A medida liminar requerida, com o intuito de sustar a realização do interrogatório, foi indeferida, e o mérito da ação constitucional não foi julgado por aquele Tribunal porque houve concordância dos acusados em se submeterem àquela forma de realização do ato processual, desde que a sala de audiência em solo estadunidense fosse em local pertencente ao Poder Judiciário local, o que foi admitido e observado pelo magistrado brasileiro.
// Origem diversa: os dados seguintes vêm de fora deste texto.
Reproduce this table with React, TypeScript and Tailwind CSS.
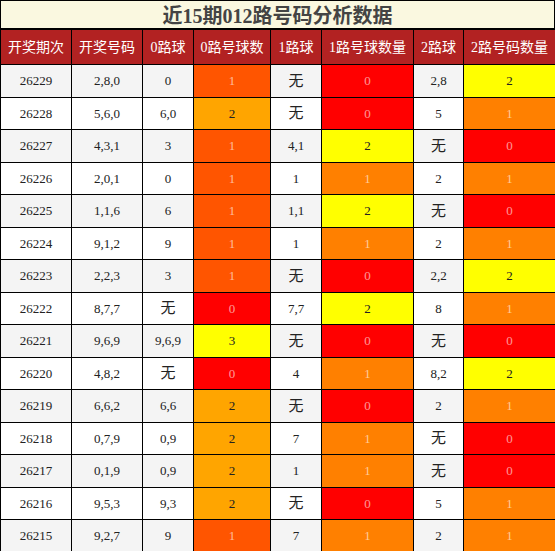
const serif = "font-['Liberation_Serif','Noto_Sans_CJK_SC',serif]";

const data: string[][] = [
  ["26229", "2,8,0", "0", "1", "无", "0", "2,8", "2"],
  ["26228", "5,6,0", "6,0", "2", "无", "0", "5", "1"],
  ["26227", "4,3,1", "3", "1", "4,1", "2", "无", "0"],
  ["26226", "2,0,1", "0", "1", "1", "1", "2", "1"],
  ["26225", "1,1,6", "6", "1", "1,1", "2", "无", "0"],
  ["26224", "9,1,2", "9", "1", "1", "1", "2", "1"],
  ["26223", "2,2,3", "3", "1", "无", "0", "2,2", "2"],
  ["26222", "8,7,7", "无", "0", "7,7", "2", "8", "1"],
  ["26221", "9,6,9", "9,6,9", "3", "无", "0", "无", "0"],
  ["26220", "4,8,2", "无", "0", "4", "1", "8,2", "2"],
  ["26219", "6,6,2", "6,6", "2", "无", "0", "2", "1"],
  ["26218", "0,7,9", "0,9", "2", "7", "1", "无", "0"],
  ["26217", "0,1,9", "0,9", "2", "1", "1", "无", "0"],
  ["26216", "9,5,3", "9,3", "2", "无", "0", "5", "1"],
  ["26215", "9,2,7", "9", "1", "7", "1", "2", "1"],
];

const headers = ["开奖期次", "开奖号码", "0路球", "0路号球数", "1路球", "1路号球数量", "2路球", "2路号码数量"];
const widths = ["w-[71px]", "w-[71px]", "w-[51px]", "w-[77px]", "w-[51px]", "w-[92px]", "w-[50px]", "w-[92px]"];

// 0路 column uses its own scale, 1路 / 2路 share one
const zeroColors: Record<string, string> = {
  "0": "bg-[#ff0000] text-white/60",
  "1": "bg-[#ff5500] text-white/60",
  "2": "bg-[#ffa500] text-[#222]",
  "3": "bg-[#ffff00] text-[#222]",
};
const otherColors: Record<string, string> = {
  "0": "bg-[#ff0000] text-white/60",
  "1": "bg-[#ff8000] text-white/60",
  "2": "bg-[#ffff00] text-[#222]",
};

function cellClass(col: number, v: string) {
  if (col === 3) return zeroColors[v];
  if (col === 5 || col === 7) return otherColors[v];
  return "text-[#222]";
}

export default function App() {
  return (
    <div className={`w-[555px] ${serif}`}>
      <div className="h-[29px] border border-black bg-[#faf8e0] flex items-center justify-center pt-[2px] text-[20px] font-bold text-[#444] leading-none">
        近15期012路号码分析数据
      </div>
      <table className="w-[555px] table-fixed border-collapse border border-black">
        <thead>
          <tr className="h-[35px] bg-[#b22222] text-white text-[14px]">
            {headers.map((h, i) => (
              <th key={h} className={`${widths[i]} border border-black font-normal p-0`}>
                {h}
              </th>
            ))}
          </tr>
        </thead>
        <tbody>
          {data.map((row, r) => (
            <tr key={row[0]} className={`h-[32.5px] ${r % 2 === 0 ? "bg-[#f4f4f4]" : "bg-white"}`}>
              {row.map((v, c) => (
                <td
                  key={c}
                  className={`border border-black text-center p-0 ${cellClass(c, v)} ${
                    v === "无" ? "text-[15px]" : "text-[13px]"
                  }`}
                >
                  {v}
                </td>
              ))}
            </tr>
          ))}
        </tbody>
      </table>
    </div>
  );
}
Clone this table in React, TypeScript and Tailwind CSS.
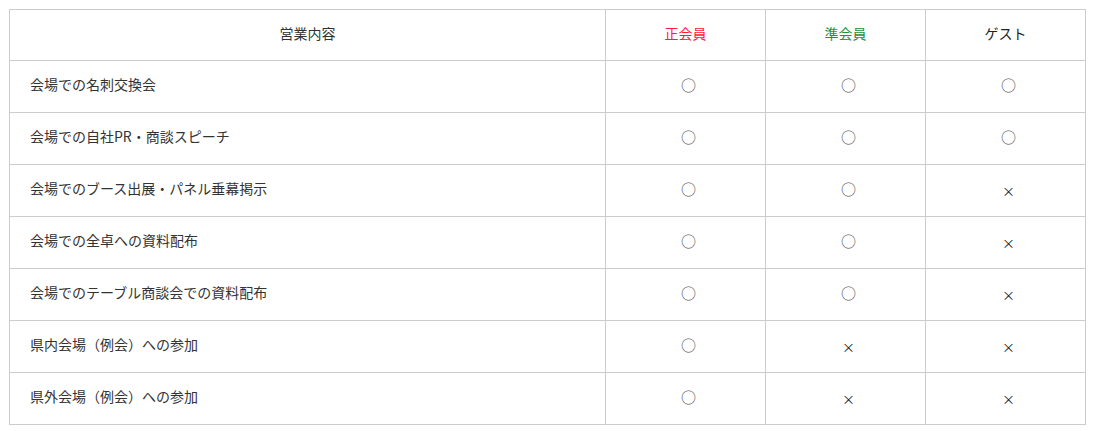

A verdade é que a realização do interrogatório dessa forma aproximou o acusado do seu julgador, e manteve a identidade física do magistrado, tendo propiciado a tramitação mais célere do processo.
Conclui-se, portanto, que, apesar da lei não prever o uso da videoconferência para os acusados soltos, a providência não é vedada e pode ser adotada, desde que haja pedido da defesa ou expressa concordância do interrogado, sob pena do Poder Judiciário incorrer na mesma problemática de legalidade que sofreu no início do uso da tecnologia no país, que acarretou na decretação de nulidade dos atos pelo Supremo Tribunal Federal (HC no 88.914 e 90.900).
REFERÊNCIAS
ARAS, Vladimir. Videoconferência, Persecução Criminal e Direitos Humanos. In: MOREIRA, Rômulo de Andrade. Leituras Complementares de Processo Penal. Salvador: Jus Podivm, 2008.
GALVÃO, Danyelle da Silva. Interrogatório por videoconferência. São Paulo: LiberArs, 2015.
GRINOVER, Ada Pellegrini; MAGALHÃES GOMES FILHO, Antonio; SCARANCE FERNANDES, Antonio. As nulidades no processo penal. 12. ed. São Paulo: RT, 2011.